PROMPT:
Single out the lines of the material that contain "React" and copy them.

— START OF DATASET EXTRACT —

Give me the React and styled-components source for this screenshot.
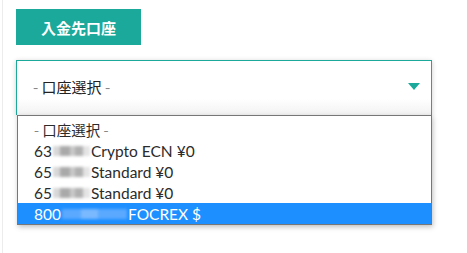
import React from 'react';
import styled, { createGlobalStyle } from 'styled-components';

const GlobalStyle = createGlobalStyle`
    html, body {
        margin: 0;
        padding: 0;
        background: #fff;
    }
    body {
        font-family: Lato, "Noto Sans CJK JP", sans-serif;
    }
`;

const teal = '#1aa99a';

const options = [
    { id: 'none', head: '', mask: 0, label: '口座選択', dashed: true },
    { id: 'a', head: '63', mask: 37, label: 'Crypto ECN ¥0' },
    { id: 'b', head: '65', mask: 37, label: 'Standard ¥0' },
    { id: 'c', head: '65', mask: 37, label: 'Standard ¥0' },
    { id: 'd', head: '800', mask: 65, label: 'FOCREX $', active: true },
];

const App = () => {
    return (
        <>
            <GlobalStyle />
            <Page>
                <TitleButton>入金先口座</TitleButton>
                <SelectWrap>
                    <SelectBox>
                        <Placeholder>
                            <Dash>- </Dash>口座選択<Dash> -</Dash>
                        </Placeholder>
                        <Caret viewBox="0 0 12 7">
                            <path d="M0 0 L12 0 L6 7 Z" fill={teal} />
                        </Caret>
                    </SelectBox>
                    <OptionList>
                        {options.map(o => (
                            <Option key={o.id} active={o.active}>
                                {o.dashed ? (
                                    <CjkText>
                                        <Dash>- </Dash>{o.label}<Dash> -</Dash>
                                    </CjkText>
                                ) : (
                                    <>
                                        {o.head}
                                        <Mask style={{ width: o.mask }} active={o.active} />
                                        {o.label}
                                    </>
                                )}
                            </Option>
                        ))}
                    </OptionList>
                </SelectWrap>
            </Page>
        </>
    );
};

const Page = styled.div`
    position: relative;
    height: 253px;
    margin-left: 2px;
    border-left: 1px solid #ececec;
    padding: 9px 0 0 13px;
    box-sizing: border-box;
`;

const TitleButton = styled.div`
    display: flex;
    align-items: center;
    justify-content: center;
    width: 125px;
    height: 36px;
    background: ${teal};
    color: #fff;
    font-family: "Noto Sans CJK JP", sans-serif;
    font-weight: 700;
    font-size: 15px;
`;

const SelectWrap = styled.div`
    position: relative;
    margin-top: 15px;
    width: 416px;
`;

const SelectBox = styled.div`
    display: flex;
    align-items: center;
    justify-content: space-between;
    height: 55px;
    box-sizing: border-box;
    border: 1px solid ${teal};
    border-bottom: none;
    padding: 0 11px 3px 16px;
    background: linear-gradient(to bottom, #fff 70%, #f2f2f2 100%);
    box-shadow: 0 1px 5px rgba(0, 0, 0, 0.2);
`;

const Placeholder = styled.span`
    font-family: "Noto Sans CJK JP", sans-serif;
    font-size: 15px;
    color: #222;
`;

const CjkText = styled.span`
    font-family: "Noto Sans CJK JP", sans-serif;
    font-size: 14.5px;
`;

const Dash = styled.span`
    color: #888;
`;

const Caret = styled.svg`
    width: 12px;
    height: 7px;
`;

const OptionList = styled.div`
    position: absolute;
    top: 55px;
    left: 1px;
    right: 0;
    border: 1px solid #777;
    background: #fff;
    box-shadow: 1px 2px 5px rgba(0, 0, 0, 0.25);
    padding-top: 3px;
`;

const Option = styled.div`
    display: flex;
    align-items: center;
    height: 21px;
    padding-left: 16px;
    font-size: 15.5px;
    color: ${p => (p.active ? '#fff' : '#2b2b2b')};
    background: ${p => (p.active ? '#1e8fff' : 'transparent')};
    white-space: pre;
`;

const Mask = styled.span`
    display: inline-block;
    height: 10px;
    margin: 0 1px;
    filter: blur(1.5px);
    background: ${p => (p.active
        ? 'linear-gradient(90deg, #5aa9ff 0 30%, #7bb9ff 30% 55%, #5aa9ff 55% 100%)'
        : 'linear-gradient(90deg, #d8d8d8 0 20%, #a9a9a9 20% 45%, #c9c9c9 45% 60%, #b0b0b0 60% 80%, #e4e4e4 80% 100%)')};
`;

export default App;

— END OF DATASET EXTRACT —

OUTPUT:
Give me the React and styled-components source for this screenshot.
import React from 'react';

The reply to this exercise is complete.